You "explained" and "corrected" it even less precisely.

In her footnote in VoS Ayn Rand attributed automatic functions to all living organisms. She said nothing about non-automatic functions and thus nothing about volition. So she did not sloppily attribute volition to plants. You did.

merjet,

Please re-read carefully before misrepresenting me. What's so hard to understand - all life is self-generated, self directed action? Plants too, whether we're talking absorbing nutrients creating automatic organic growth - to photosynthesis and every botanical function. Rand affirms this and I've repeatedly affirmed Rand's "goal directed action" for the maintenance of the organism's life: "automatic" for plants and many organs, organisms and processes.

These are distinctly ¬physical¬ actions, essential to and inclusive of all animal-human life. So, loosely, I might call all animal activity as physically 'volitional' to be distinguished from the mental. An antelope needs to move, to seek out with its senses and find sustenance like grass then chew on it? It has no other 'choice' except to do that, its survival options are limited within a range of locations and periods as to where and when it finds the grass.
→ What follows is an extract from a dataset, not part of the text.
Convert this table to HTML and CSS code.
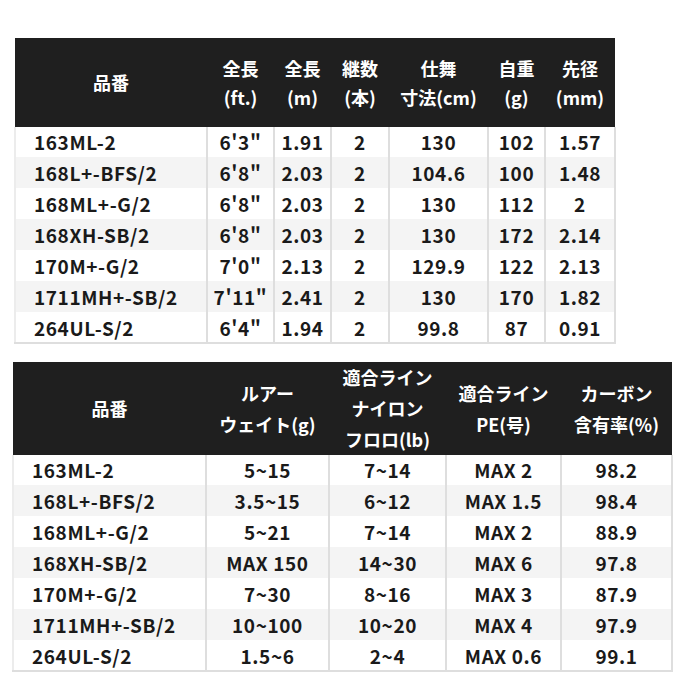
FILE: index.html
```html
<!DOCTYPE html>
<html lang="ja">
<head>
<meta charset="utf-8">
<link rel="stylesheet" href="styles.css">
</head>
<body>
<div class="page">
  <table class="spec spec-a">
    <colgroup>
      <col style="width:192px"><col style="width:67px"><col style="width:57px"><col style="width:58px"><col style="width:99px"><col style="width:57px"><col style="width:70px">
    </colgroup>
    <thead>
      <tr>
        <th>品番</th>
        <th>全長<br>(ft.)</th>
        <th>全長<br>(m)</th>
        <th>継数<br>(本)</th>
        <th>仕舞<br>寸法(cm)</th>
        <th>自重<br>(g)</th>
        <th>先径<br>(mm)</th>
      </tr>
    </thead>
    <tbody>
      <tr><td>163ML-2</td><td>6'3"</td><td>1.91</td><td>2</td><td>130</td><td>102</td><td>1.57</td></tr>
      <tr><td>168L+-BFS/2</td><td>6'8"</td><td>2.03</td><td>2</td><td>104.6</td><td>100</td><td>1.48</td></tr>
      <tr><td>168ML+-G/2</td><td>6'8"</td><td>2.03</td><td>2</td><td>130</td><td>112</td><td>2</td></tr>
      <tr><td>168XH-SB/2</td><td>6'8"</td><td>2.03</td><td>2</td><td>130</td><td>172</td><td>2.14</td></tr>
      <tr><td>170M+-G/2</td><td>7'0"</td><td>2.13</td><td>2</td><td>129.9</td><td>122</td><td>2.13</td></tr>
      <tr><td>1711MH+-SB/2</td><td>7'11"</td><td>2.41</td><td>2</td><td>130</td><td>170</td><td>1.82</td></tr>
      <tr><td>264UL-S/2</td><td>6'4"</td><td>1.94</td><td>2</td><td>99.8</td><td>87</td><td>0.91</td></tr>
    </tbody>
  </table>

  <table class="spec spec-b">
    <colgroup>
      <col style="width:193px"><col style="width:123px"><col style="width:117px"><col style="width:115px"><col style="width:111px">
    </colgroup>
    <thead>
      <tr>
        <th>品番</th>
        <th>ルアー<br>ウェイト(g)</th>
        <th>適合ライン<br>ナイロン<br>フロロ(lb)</th>
        <th>適合ライン<br>PE(号)</th>
        <th>カーボン<br>含有率(%)</th>
      </tr>
    </thead>
    <tbody>
      <tr><td>163ML-2</td><td>5~15</td><td>7~14</td><td>MAX 2</td><td>98.2</td></tr>
      <tr><td>168L+-BFS/2</td><td>3.5~15</td><td>6~12</td><td>MAX 1.5</td><td>98.4</td></tr>
      <tr><td>168ML+-G/2</td><td>5~21</td><td>7~14</td><td>MAX 2</td><td>88.9</td></tr>
      <tr><td>168XH-SB/2</td><td>MAX 150</td><td>14~30</td><td>MAX 6</td><td>97.8</td></tr>
      <tr><td>170M+-G/2</td><td>7~30</td><td>8~16</td><td>MAX 3</td><td>87.9</td></tr>
      <tr><td>1711MH+-SB/2</td><td>10~100</td><td>10~20</td><td>MAX 4</td><td>97.9</td></tr>
      <tr><td>264UL-S/2</td><td>1.5~6</td><td>2~4</td><td>MAX 0.6</td><td>99.1</td></tr>
    </tbody>
  </table>
</div>
</body>
</html>
```

FILE: styles.css
```css
html, body {
  margin: 0;
  padding: 0;
  background: #ffffff;
}

.page {
  display: flex;
  flex-direction: column;
  align-items: flex-start;
  padding-top: 38px;
  gap: 18px;
  font-family: "Noto Sans CJK JP", "Noto Sans", sans-serif;
  color: #1a1a1a;
}

.spec {
  border-collapse: collapse;
  table-layout: fixed;
  font-size: 19px;
  font-weight: 700;
}

.spec-a {
  margin-left: 14px;
}

.spec-b {
  margin-left: 12px;
}

.spec th {
  background: #1f1f1f;
  color: #ffffff;
  font-size: 18px;
  font-weight: 700;
  text-align: center;
  padding: 0;
  border: none;
}

.spec-a th {
  height: 89px;
  line-height: 29px;
}

.spec-b th {
  height: 88px;
  line-height: 31px;
}

.spec td {
  height: 29px;
  padding: 0;
  text-align: center;
  line-height: 29px;
  letter-spacing: 0.6px;
  border: 2px solid #dedede;
  border-top: none;
  white-space: nowrap;
}

.spec td:first-child {
  text-align: left;
  padding-left: 18px;
  border-left: 2px solid #ececec;
}

.spec tbody tr:nth-child(even) td {
  background: #f4f4f4;
}

.spec tbody tr:nth-child(even) td,
.spec tbody tr:nth-child(odd) td {
  border-bottom-color: transparent;
}

.spec tbody tr:last-child td {
  border-bottom: 2px solid #dedede;
}
```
And that simple and delimited range of its activity you want to call volition?!

Physical activity - as compared to and inseparable from volitional *cognitive* activity for men, both of which humans need to do to maintain their lives.  Volitionally mental actions plus volitionally physical actions for men - simply.

Despite some good observations favoring volition, the authors above ("What is consciousness for?") conclude and outright state: "the purpose of consciousness is volition".

Back to front and inverted. Clearly - in Objectivism and reality - they have causality reversed. Consciousness is metaphysically given and axiomatic, volition not. The purpose of volition is - consciousness.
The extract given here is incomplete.